Data records typically comprise two or more fields into which data items can be inserted, usually one data item per field. The data items may be numbers, text strings, alphanumeric strings, or any combination of letters, numbers and other characters. Fields need not contain a data item and may be empty or contain a "Null" character. This may of itself represent an error, or may be acceptable given the nature of the data record. For example, in a data record containing client address information, it may be perfectly acceptable not to have a fax number for a client and to leave the field for receiving the fax number empty or to fill it with a "Null" value.

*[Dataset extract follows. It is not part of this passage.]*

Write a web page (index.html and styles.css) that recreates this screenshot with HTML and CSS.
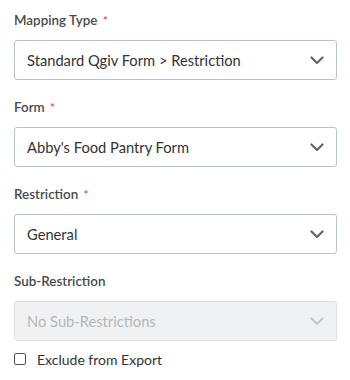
FILE: index.html
```html
<!DOCTYPE html>
<html>
<head>
<meta charset="utf-8">
<link rel="stylesheet" href="styles.css">
</head>
<body>
<div class="form">
  <div class="field">
    <div class="label">Mapping Type <span class="req">*</span></div>
    <div class="select"><span class="value">Standard Qgiv Form &gt; Restriction</span>
      <svg class="chev" width="14" height="9" viewBox="0 0 14 9"><path d="M1.5 1.5 L7 7 L12.5 1.5" fill="none" stroke="currentColor" stroke-width="2.2" stroke-linecap="round" stroke-linejoin="round"/></svg></div>
  </div>
  <div class="field">
    <div class="label">Form <span class="req">*</span></div>
    <div class="select"><span class="value">Abby's Food Pantry Form</span>
      <svg class="chev" width="14" height="9" viewBox="0 0 14 9"><path d="M1.5 1.5 L7 7 L12.5 1.5" fill="none" stroke="currentColor" stroke-width="2.2" stroke-linecap="round" stroke-linejoin="round"/></svg></div>
  </div>
  <div class="field">
    <div class="label">Restriction <span class="req">*</span></div>
    <div class="select"><span class="value">General</span>
      <svg class="chev" width="14" height="9" viewBox="0 0 14 9"><path d="M1.5 1.5 L7 7 L12.5 1.5" fill="none" stroke="currentColor" stroke-width="2.2" stroke-linecap="round" stroke-linejoin="round"/></svg></div>
  </div>
  <div class="field">
    <div class="label">Sub-Restriction</div>
    <div class="select disabled"><span class="value">No Sub-Restrictions</span>
      <svg class="chev" width="14" height="9" viewBox="0 0 14 9"><path d="M1.5 1.5 L7 7 L12.5 1.5" fill="none" stroke="currentColor" stroke-width="2.2" stroke-linecap="round" stroke-linejoin="round"/></svg></div>
  </div>
  <label class="check"><span class="box"></span><span class="check-text">Exclude from Export</span></label>
</div>
</body>
</html>
```
FILE: styles.css
```css
html, body {
  margin: 0;
  padding: 0;
  background: #ffffff;
}
body {
  font-family: "Lato", "Open Sans", sans-serif;
  color: #333333;
}
.form {
  padding: 10px 14px 0 14px;
  width: 323px;
}
.field {
  margin-bottom: 17px;
}
.field:nth-child(4) {
  margin-bottom: 10px;
}
.label {
  height: 20px;
  line-height: 20px;
  font-size: 13.4px;
  font-weight: 600;
  color: #4a4a4a;
  margin-bottom: 10px;
}
.req {
  color: #e0504a;
  font-size: 12px;
  margin-left: 2px;
}
.select {
  box-sizing: border-box;
  height: 40px;
  border: 1px solid #b9c2ca;
  border-radius: 3px;
  display: flex;
  align-items: center;
  justify-content: space-between;
  padding: 0 12px 0 12px;
  font-size: 14.7px;
  color: #333333;
}
.chev {
  color: #5d6770;
}
.select.disabled {
  background: #f0f1f2;
  border-color: #dcdfe2;
  color: #b3b7bb;
}
.select.disabled .chev {
  color: #c3c7cb;
}
.check {
  display: flex;
  align-items: center;
  height: 16px;
}
.box {
  box-sizing: border-box;
  width: 12px;
  height: 12px;
  border: 1px solid #555;
  border-radius: 2px;
  margin-right: 11px;
}
.check-text {
  font-size: 14px;
  color: #333;
}
```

Embodiments of the present invention may be used to determine a score for any data record where it is possible to create rules to which the data in the data record should adhere. Failure of a rule would indicate an error in the data record. The rules that are used will depend upon the nature of the data. Returning to the above example of an address list, there could be a spell-checking rule which would check the spelling of a country in a client's address against a list of recognised country names. If a field contains a data item stating that a client lives in "The Unted States of Amerca", that field would fail the spell- checking rule, highlighting that it is incorrect. There could also be a rule that a telephone number must have seven digits. A telephone number of "123456" would fail that rule, again highlighting an error. There could also be rules that compare different fields or entries in a data record and are able to highlight inconsistencies or incompatibilities. For example, a rule could be that the first two letters of a postcode in a client's address must be consistent with the city in that address. Such a rule could be implemented by having a list of cities and a list of valid postcodes associated with each of those cities. A record which states that a client lives in York, but has an SW postcode (for southwest London), would fail such a comparative rule, again - 10 - highlighting an error. However, from this information alone, it would not be possible to tell which field was incorrect, or even if both of them were incorrect.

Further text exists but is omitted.